Q&A: Catching up with attendees at the Shared Care Partners in Care event
Posted on December 9, 2024
The Shared Care team sat down with attendees at the Shared Care Partners in Care event in Victoria, on October 17, 2024. Dr Cal Shapiro, Dr Stuart Bax, and April Bonise met with the Shared Care team to provide insights into their experience at this quality improvement-focused conference.
Shared Care (SC): Thank you for taking the time to chat with us today. Firstly, were there any “a-ha!” moments for you today?
Dr Cal Shapiro (CS): For me, it was the magnitude of people involved in this work. Our conversations have mostly been with David (David Hebb, Initiative Liaison) but we’ve not been in this larger setting. Seeing so many people around the room who have had success spreading and finishing successful projects—it’s really powerful, knowing it’s such a large community.
Dr Stuart Bax (SB): It’s just always nice to see a lot of passionate people. Working where we do, we often work in silos, even in family practice settings where we have multiple family doctors working on the same side, we’re often only doing our own panels. So, these types of events bring us all together. There’s some Physician Quality Improvement (PQI)-Shared Care-Spreading Quality Improvement overlay, and certainly the connections and the passion are paramount in both settings.
April Bonise (AB): Mine was with Dr Sarah Lea and her conversation and insights about how we prioritize time. From my side of things, because I support physicians, it was insightful for me to hear how, even though I’m trying to respect their time by suggesting meetings at 7 pm or early in the morning, it’s more burdensome to them. So that insight has allowed me to shift how I will have conversations going forward.
SC: From your individual perspectives, what have you seen as a key theme(s) out of today’s session?
SB: Encouraging communication. I think that’s the right message—we must communicate better. All these projects are about engagement and communication more than anything else, and I think that’s probably rightfully so. Without communication, everyone continues doing what they’re doing, and we never improve or progress.

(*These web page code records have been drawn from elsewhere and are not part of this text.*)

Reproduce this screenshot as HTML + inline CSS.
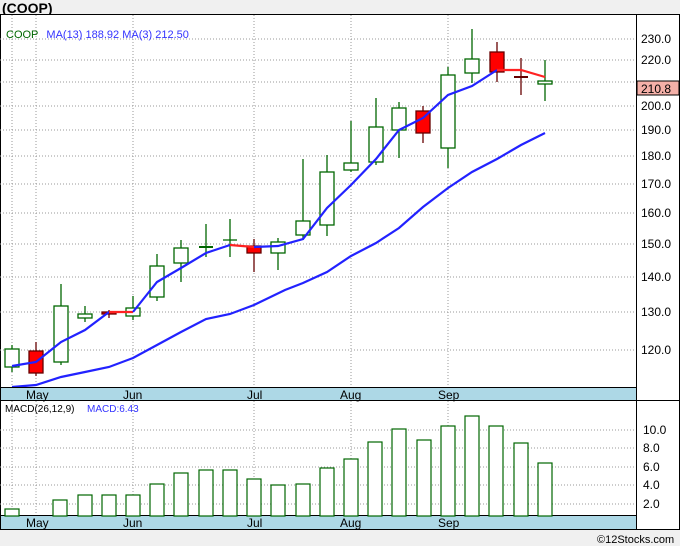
<!DOCTYPE html>
<html><head><meta charset="utf-8"><style>
html,body{margin:0;padding:0;background:#f0f0f0;width:680px;height:546px;overflow:hidden}
svg{display:block;font-family:"Liberation Sans","DejaVu Sans",sans-serif}
</style></head><body>
<svg width="680" height="546" viewBox="0 0 680 546" xmlns="http://www.w3.org/2000/svg">
<rect x="0" y="0" width="680" height="546" fill="#f0f0f0"/>
<text x="2" y="13" font-size="14" font-weight="bold" fill="#000">(COOP)</text>
<rect x="0.5" y="14.5" width="679" height="515" fill="#fff" stroke="#000"/>
<!-- grid -->
<g stroke="#999" stroke-dasharray="1,2" stroke-width="1">
<line x1="12" y1="15" x2="12" y2="387"/><line x1="36" y1="15" x2="36" y2="387"/><line x1="133" y1="15" x2="133" y2="387"/><line x1="254" y1="15" x2="254" y2="387"/><line x1="351" y1="15" x2="351" y2="387"/><line x1="448" y1="15" x2="448" y2="387"/>
<line x1="12" y1="401" x2="12" y2="515"/><line x1="36" y1="401" x2="36" y2="515"/><line x1="133" y1="401" x2="133" y2="515"/><line x1="254" y1="401" x2="254" y2="515"/><line x1="351" y1="401" x2="351" y2="515"/><line x1="448" y1="401" x2="448" y2="515"/>
<line x1="0" y1="39" x2="636" y2="39"/><line x1="0" y1="60" x2="636" y2="60"/><line x1="0" y1="82" x2="636" y2="82"/><line x1="0" y1="106" x2="636" y2="106"/><line x1="0" y1="130" x2="636" y2="130"/><line x1="0" y1="156" x2="636" y2="156"/><line x1="0" y1="184" x2="636" y2="184"/><line x1="0" y1="213" x2="636" y2="213"/><line x1="0" y1="244" x2="636" y2="244"/><line x1="0" y1="277" x2="636" y2="277"/><line x1="0" y1="312" x2="636" y2="312"/><line x1="0" y1="350" x2="636" y2="350"/>
<line x1="0" y1="430" x2="636" y2="430"/><line x1="0" y1="448" x2="636" y2="448"/><line x1="0" y1="467" x2="636" y2="467"/><line x1="0" y1="485" x2="636" y2="485"/><line x1="0" y1="504" x2="636" y2="504"/>
</g>
<text x="6" y="38" font-size="11" fill="#060"><tspan>COOP</tspan><tspan fill="#33f" dx="8">MA(13)  188.92  MA(3)  212.50</tspan></text>
<!-- candles -->
<g stroke-width="1.3">
<g stroke="#060" fill="#fff">
<line x1="12" y1="345" x2="12" y2="372"/><rect x="5" y="349" width="14" height="18"/>
<line x1="61" y1="284" x2="61" y2="365"/><rect x="54" y="306" width="14" height="56"/>
<line x1="85" y1="306" x2="85" y2="322"/><rect x="78" y="314" width="14" height="4"/>
<line x1="133" y1="296" x2="133" y2="320"/><rect x="126" y="308" width="14" height="8"/>
<line x1="157" y1="254" x2="157" y2="301"/><rect x="150" y="266" width="14" height="31"/>
<line x1="181" y1="240" x2="181" y2="282"/><rect x="174" y="248" width="14" height="15"/>
<line x1="206" y1="224" x2="206" y2="257"/><line x1="199" y1="247" x2="213" y2="247" stroke-width="2"/>
<line x1="230" y1="219" x2="230" y2="257"/><line x1="223" y1="240" x2="237" y2="240"/>
<line x1="278" y1="238" x2="278" y2="270"/><rect x="271" y="242" width="14" height="11"/>
<line x1="303" y1="159" x2="303" y2="240"/><rect x="296" y="221" width="14" height="14"/>
<line x1="327" y1="155" x2="327" y2="236"/><rect x="320" y="172" width="14" height="53"/>
<line x1="351" y1="121" x2="351" y2="172"/><rect x="344" y="163" width="14" height="7"/>
<line x1="376" y1="98" x2="376" y2="165"/><rect x="369" y="127" width="14" height="35"/>
<line x1="399" y1="102" x2="399" y2="158"/><rect x="392" y="108" width="14" height="22"/>
<line x1="448" y1="67" x2="448" y2="168"/><rect x="441" y="75" width="14" height="73"/>
<line x1="472" y1="29" x2="472" y2="83"/><rect x="465" y="59" width="14" height="14"/>
<line x1="545" y1="60" x2="545" y2="101"/><rect x="538" y="81" width="14" height="3"/>
</g>
<g stroke="#600" fill="#f00">
<line x1="36" y1="342" x2="36" y2="376"/><rect x="29" y="351" width="14" height="22"/>
<line x1="109" y1="310" x2="109" y2="318"/><rect x="102" y="312" width="14" height="2"/>
<line x1="254" y1="239" x2="254" y2="272"/><rect x="247" y="246" width="14" height="7"/>
<line x1="423" y1="106" x2="423" y2="143"/><rect x="416" y="111" width="14" height="22"/>
<line x1="497" y1="42" x2="497" y2="82"/><rect x="490" y="52" width="14" height="20"/>
<line x1="521" y1="58" x2="521" y2="95"/><line x1="514" y1="77" x2="528" y2="77" stroke-width="2"/>
</g>
</g>
<!-- MAs -->
<g fill="none" stroke-width="2.2">
<polyline stroke="#22f" points="12,387 36,385 61,377 85,372 109,367 133,358 157,345 181,332 206,319 230,314 254,305 285,290 303,283 327,272 351,256 376,243 399,228 423,207 448,188 472,172 497,159 521,145 545,133"/>
<polyline stroke="#22f" points="12,366 36,362 61,342 85,330 109,312"/>
<polyline stroke="#f22" points="109,312 133,312"/>
<polyline stroke="#22f" points="133,312 157,282 181,268 206,253 230,245"/>
<polyline stroke="#f22" points="230,245 254,247"/>
<polyline stroke="#22f" points="254,247 278,246 303,239 327,208 351,185 376,159 399,130 423,118 448,95 472,86 497,70"/>
<polyline stroke="#f22" points="497,70 521,70 545,77"/>
</g>
<!-- bands -->
<rect x="0.5" y="387.5" width="636" height="13" fill="#add8e6" stroke="#000"/>
<rect x="0.5" y="515.5" width="636" height="14" fill="#add8e6" stroke="#000"/>
<g font-size="12" fill="#000">
<text x="26" y="399">May</text><text x="123" y="399">Jun</text><text x="247" y="399">Jul</text><text x="340" y="399">Aug</text><text x="438" y="399">Sep</text>
<text x="26" y="527">May</text><text x="123" y="527">Jun</text><text x="247" y="527">Jul</text><text x="340" y="527">Aug</text><text x="438" y="527">Sep</text>
</g>
<line x1="636.5" y1="15" x2="636.5" y2="530" stroke="#000"/>
<!-- axis -->
<g font-size="12" fill="#000">
<text x="641" y="43">230.0</text><text x="641" y="64">220.0</text><text x="641" y="110">200.0</text><text x="641" y="134">190.0</text><text x="641" y="160">180.0</text><text x="641" y="188">170.0</text><text x="641" y="217">160.0</text><text x="641" y="248">150.0</text><text x="641" y="281">140.0</text><text x="641" y="316">130.0</text><text x="641" y="354">120.0</text>
<text x="643" y="434">10.0</text><text x="643" y="452">8.0</text><text x="643" y="471">6.0</text><text x="643" y="489">4.0</text><text x="643" y="508">2.0</text>
</g>
<rect x="637" y="81" width="42" height="14" fill="#f4b0a8" stroke="#000"/>
<text x="641" y="93" font-size="12" fill="#000">210.8</text>
<!-- MACD -->
<text x="5" y="412" font-size="10" fill="#000">MACD(26,12,9)</text>
<text x="87" y="412" font-size="10" fill="#33f">MACD:6.43</text>
<g fill="#fff" stroke="#060" stroke-width="1.2">
<rect x="5" y="509" width="14" height="7"/><rect x="53" y="500" width="14" height="16"/><rect x="78" y="495" width="14" height="21"/><rect x="102" y="495" width="14" height="21"/><rect x="126" y="495" width="14" height="21"/><rect x="150" y="484" width="14" height="32"/><rect x="174" y="473" width="14" height="43"/><rect x="199" y="470" width="14" height="46"/><rect x="223" y="470" width="14" height="46"/><rect x="247" y="479" width="14" height="37"/><rect x="271" y="485" width="14" height="31"/><rect x="296" y="484" width="14" height="32"/><rect x="320" y="468" width="14" height="48"/><rect x="344" y="459" width="14" height="57"/><rect x="368" y="442" width="14" height="74"/><rect x="392" y="429" width="14" height="87"/><rect x="417" y="440" width="14" height="76"/><rect x="441" y="426" width="14" height="90"/><rect x="465" y="416" width="14" height="100"/><rect x="489" y="426" width="14" height="90"/><rect x="514" y="443" width="14" height="73"/><rect x="538" y="463" width="14" height="53"/>
</g>
<line x1="0" y1="400.5" x2="680" y2="400.5" stroke="#000"/>
<rect x="0" y="531" width="680" height="15" fill="#f0f0f0"/>
<text x="597" y="543" font-size="11" fill="#000">©12Stocks.com</text>
</svg>
</body></html>
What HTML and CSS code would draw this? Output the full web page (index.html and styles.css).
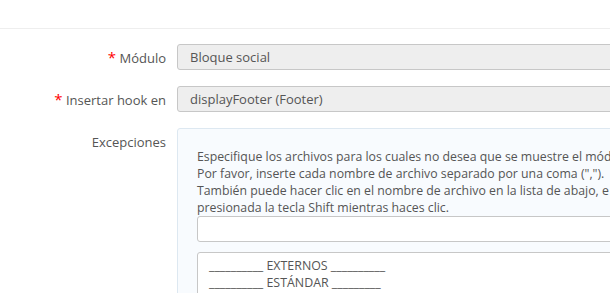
FILE: index.html
```html
<!DOCTYPE html>
<html lang="es">
<head>
  <meta charset="UTF-8" />
  <title>Transplantar un módulo</title>
  <link rel="stylesheet" href="styles.css">
</head>
<body>
  <div class="panel">
    <div class="panel-body">
      <div class="form-group">
        <label class="control-label"><span class="required">*</span> Módulo</label>
        <div class="field">
          <div class="form-control readonly">Bloque social</div>
        </div>
      </div>
      <div class="form-group">
        <label class="control-label"><span class="required">*</span> Insertar hook en</label>
        <div class="field">
          <div class="form-control readonly">displayFooter (Footer)</div>
        </div>
      </div>
      <div class="form-group top">
        <label class="control-label">Excepciones</label>
        <div class="field">
          <div class="well">
            <p class="help">Especifique los archivos para los cuales no desea que se muestre el módulo.<br>
            Por favor, inserte cada nombre de archivo separado por una coma (",").<br>
            También puede hacer clic en el nombre de archivo en la lista de abajo, e incluso hacer una selección múltiple manteniendo<br>
            presionada la tecla Shift mientras haces clic.</p>
            <input type="text" class="form-control input" value="">
            <div class="file-list">
              <div class="opt">__________ EXTERNOS __________</div>
              <div class="opt">__________ ESTÁNDAR _________</div>
              <div class="opt">address</div>
            </div>
          </div>
        </div>
      </div>
    </div>
  </div>
</body>
</html>
```

FILE: styles.css
```css
html, body { margin: 0; padding: 0; background: #fff; overflow: hidden; }
body { font-family: "Open Sans", "Liberation Sans", sans-serif; font-size: 13px; color: #555; width: 610px; height: 293px; }
.panel { width: 900px; padding-top: 28px; }
.panel-body { border-top: 1px solid #eeeeee; padding-top: 15px; }
.form-group { display: flex; align-items: center; margin-bottom: 16px; }
.form-group.top { align-items: flex-start; }
.control-label { width: 166px; padding-right: 11px; text-align: right; line-height: 18px; flex: none; }
.form-group.top .control-label { padding-top: 5px; }
.required { color: #f00; font-size: 15px; }
.field { flex: 1; }
.form-control { box-sizing: border-box; height: 26px; line-height: 24px; padding: 0 12px; border: 1px solid #c7c7c7; border-radius: 3px; color: #555; font-family: inherit; font-size: 13px; }
.readonly { background: #eeeeee; }
.well { background: #f8fbfe; border: 1px solid #dde8f1; border-radius: 3px; padding: 19px 19px 20px; height: 300px; }
.help { margin: 0; font-size: 12.3px; line-height: 17px; white-space: nowrap; color: #555; }
.input { display: block; width: 100%; height: 26px; background: #fff; outline: none; }
.file-list { margin-top: 10px; background: #fff; border: 1px solid #c7c7c7; border-radius: 3px; padding: 4px 11px; font-size: 12.4px; line-height: 17px; height: 120px; }
.opt { white-space: nowrap; }
```
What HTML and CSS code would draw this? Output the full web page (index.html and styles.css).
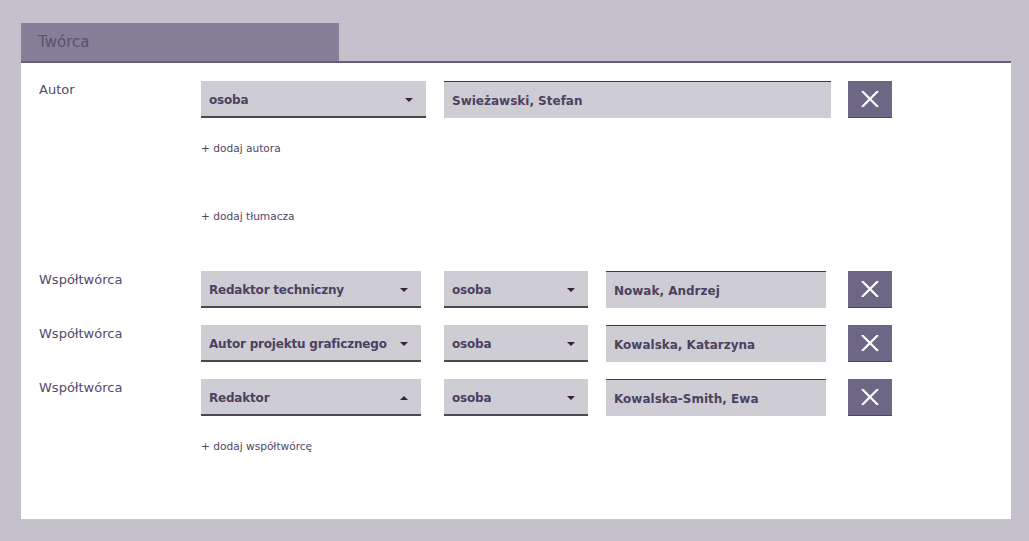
FILE: index.html
```html
<!DOCTYPE html>
<html lang="pl">
<head>
<meta charset="utf-8">
<link rel="stylesheet" href="styles.css">
</head>
<body>
<div class="page">
  <div class="tab">Twórca</div>
  <div class="panel">
    <div class="row">
      <div class="label">Autor</div>
      <div class="select w225"><span>osoba</span><i class="arrow"></i></div>
      <div class="input w387 ml18">Swieżawski, Stefan</div>
      <button class="del ml17"><svg viewBox="0 0 18 16" width="18" height="16"><path d="M1 0 L17 16 M17 0 L1 16" stroke="#fff" stroke-width="2.2" fill="none"/></svg></button>
    </div>
    <div class="add first">+ dodaj autora</div>
    <div class="add second">+ dodaj tłumacza</div>
    <div class="row r-first">
      <div class="label">Współtwórca</div>
      <div class="select w220"><span>Redaktor techniczny</span><i class="arrow"></i></div>
      <div class="select w144 ml23"><span>osoba</span><i class="arrow"></i></div>
      <div class="input w220 ml18">Nowak, Andrzej</div>
      <button class="del ml22"><svg viewBox="0 0 18 16" width="18" height="16"><path d="M1 0 L17 16 M17 0 L1 16" stroke="#fff" stroke-width="2.2" fill="none"/></svg></button>
    </div>
    <div class="row r-next">
      <div class="label">Współtwórca</div>
      <div class="select w220"><span>Autor projektu graficznego</span><i class="arrow"></i></div>
      <div class="select w144 ml23"><span>osoba</span><i class="arrow"></i></div>
      <div class="input w220 ml18">Kowalska, Katarzyna</div>
      <button class="del ml22"><svg viewBox="0 0 18 16" width="18" height="16"><path d="M1 0 L17 16 M17 0 L1 16" stroke="#fff" stroke-width="2.2" fill="none"/></svg></button>
    </div>
    <div class="row r-next">
      <div class="label">Współtwórca</div>
      <div class="select w220"><span>Redaktor</span><i class="arrow up"></i></div>
      <div class="select w144 ml23"><span>osoba</span><i class="arrow"></i></div>
      <div class="input w220 ml18">Kowalska-Smith, Ewa</div>
      <button class="del ml22"><svg viewBox="0 0 18 16" width="18" height="16"><path d="M1 0 L17 16 M17 0 L1 16" stroke="#fff" stroke-width="2.2" fill="none"/></svg></button>
    </div>
    <div class="add first">+ dodaj współtwórcę</div>
  </div>
</div>
</body>
</html>
```
FILE: styles.css
```css
* { box-sizing: border-box; }
html, body { margin: 0; padding: 0; }
body {
  background: #c4c1cc;
  font-family: "DejaVu Sans", Verdana, sans-serif;
  color: #4b4261;
  width: 1029px;
  height: 541px;
  overflow: hidden;
}
.page {
  padding: 23px 0 0 21px;
}
.tab {
  width: 318px;
  height: 38px;
  background: #857f98;
  color: #5b5171;
  font-size: 15px;
  padding: 10px 0 0 17px;
}
.panel {
  width: 990px;
  height: 458px;
  background: #fff;
  border-top: 2px solid #675e7e;
  padding: 18px 0 0 18px;
}
.row {
  display: flex;
  align-items: flex-start;
  height: 37px;
}
.r-first { margin-top: 48px; }
.r-next { margin-top: 17px; }
.label {
  width: 162px;
  font-size: 13px;
  color: #544a68;
  padding-top: 1px;
  line-height: 16px;
}
.select {
  height: 37px;
  background: #cfcdd4;
  border-bottom: 2px solid #4a474f;
  display: flex;
  align-items: center;
  justify-content: space-between;
  padding: 3px 13px 0 8px;
  font-weight: bold;
  font-size: 12px;
  letter-spacing: -0.2px;
  color: #4b4261;
}
.arrow {
  width: 0;
  height: 0;
  border-left: 4px solid transparent;
  border-right: 4px solid transparent;
  border-top: 4px solid #3a2233;
}
.arrow.up {
  border-top: 0;
  border-bottom: 4px solid #3a2233;
}
.input {
  height: 37px;
  background: #cfcdd4;
  border-top: 1px solid #3f3d44;
  padding: 2px 8px 0;
  font-weight: bold;
  font-size: 12px;
  color: #4b4261;
  display: flex;
  align-items: center;
}
.del {
  width: 44px;
  height: 37px;
  border: 0;
  padding: 0;
  background: #6e6685;
  border-bottom: 1px solid #4a474f;
  display: flex;
  align-items: center;
  justify-content: center;
}
.w225 { width: 225px; }
.w220 { width: 220px; }
.w144 { width: 144px; }
.w387 { width: 387px; }
.ml17 { margin-left: 17px; }
.ml18 { margin-left: 18px; }
.ml22 { margin-left: 22px; }
.ml23 { margin-left: 23px; }
.add {
  margin-left: 162px;
  font-size: 10.6px;
  line-height: 14px;
  color: #4f4565;
}
.add.first { margin-top: 23px; }
.add.second { margin-top: 54px; }
```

CS: For me, there were several talks that brought this up: the concept that you need to collect data if you’re going to make any meaningful change. Stakeholders don’t care if you can’t present them something that’s tangible and not full of anecdotes. Many of these projects do start off in a way that’s a bit more relaxed and haphazard, and you develop that expertise as you go. For us, we were doing QI at the same time as Shared Care. Our projects completely overlapped, so we were getting some of the data training on the side, and we can then apply it to an active Shared Care project.
AB: I would have said data because data tells a story, and everybody loves a good story. But to get data and to get communication, you must start with connections and then the foundation of that is the relationship. I noticed even in the case studies that we did today, the first question was: “how would each additional stakeholder contribute to building the connections to the other community partners?” And that just tells me that, without that relational piece, the work can’t move forward. People over process every time.
CS: To that point, if you don’t do the initial engagement with the right people, you’re not necessarily asking the right questions. We made some interventions in our work before asking the right questions, and then you find out six months later that, if you’re asking the wrong question, are you barking up the wrong tree?
SC: Were there any key takeaways from today that you see yourself implementing in your Shared Care or QI work?
SB: We’re going to be trying to spread our project, so the spread message is resonating. It’s all about having these little projects and their successes. We need to make sure the news gets out and not replicate it.
AB: Our team is going to make use of the PQI Coaches. One of the challenges that we’ve had in our EOI phases is that we spend some time trying to build buy-in and then you’re trying to rush to put something together at the end of that. So, if we can utilize the expertise of a coach to help us with those: the buy-in piece, the gap identification, what matters to each person—I think that’ll just make things faster.
CS: Circling back to data, we’ve got four or five main streams in the service we’re offering where we’re collecting data well, but another two or three areas where we aren’t collecting as well. This means we must go back to the drawing board for those and say, “now we have to collate a year’s worth of data backwards and develop systems to make sure we’re doing it on a regular basis going forward.” All three respondents added the ability to network with colleagues was invaluable. The opportunity to match faces with names, learn from each other’s expertise, and have 200-plus people with a shared passion for quality improvement and health system innovation in the same room were important aspects of the event.
Dr Stuart Bax and Dr Cal Shapiro are co-physician leads of the CanScreen project. April Bonise is the project lead for the Creating a Transgender Care Project EOI: Learning Through Humility project.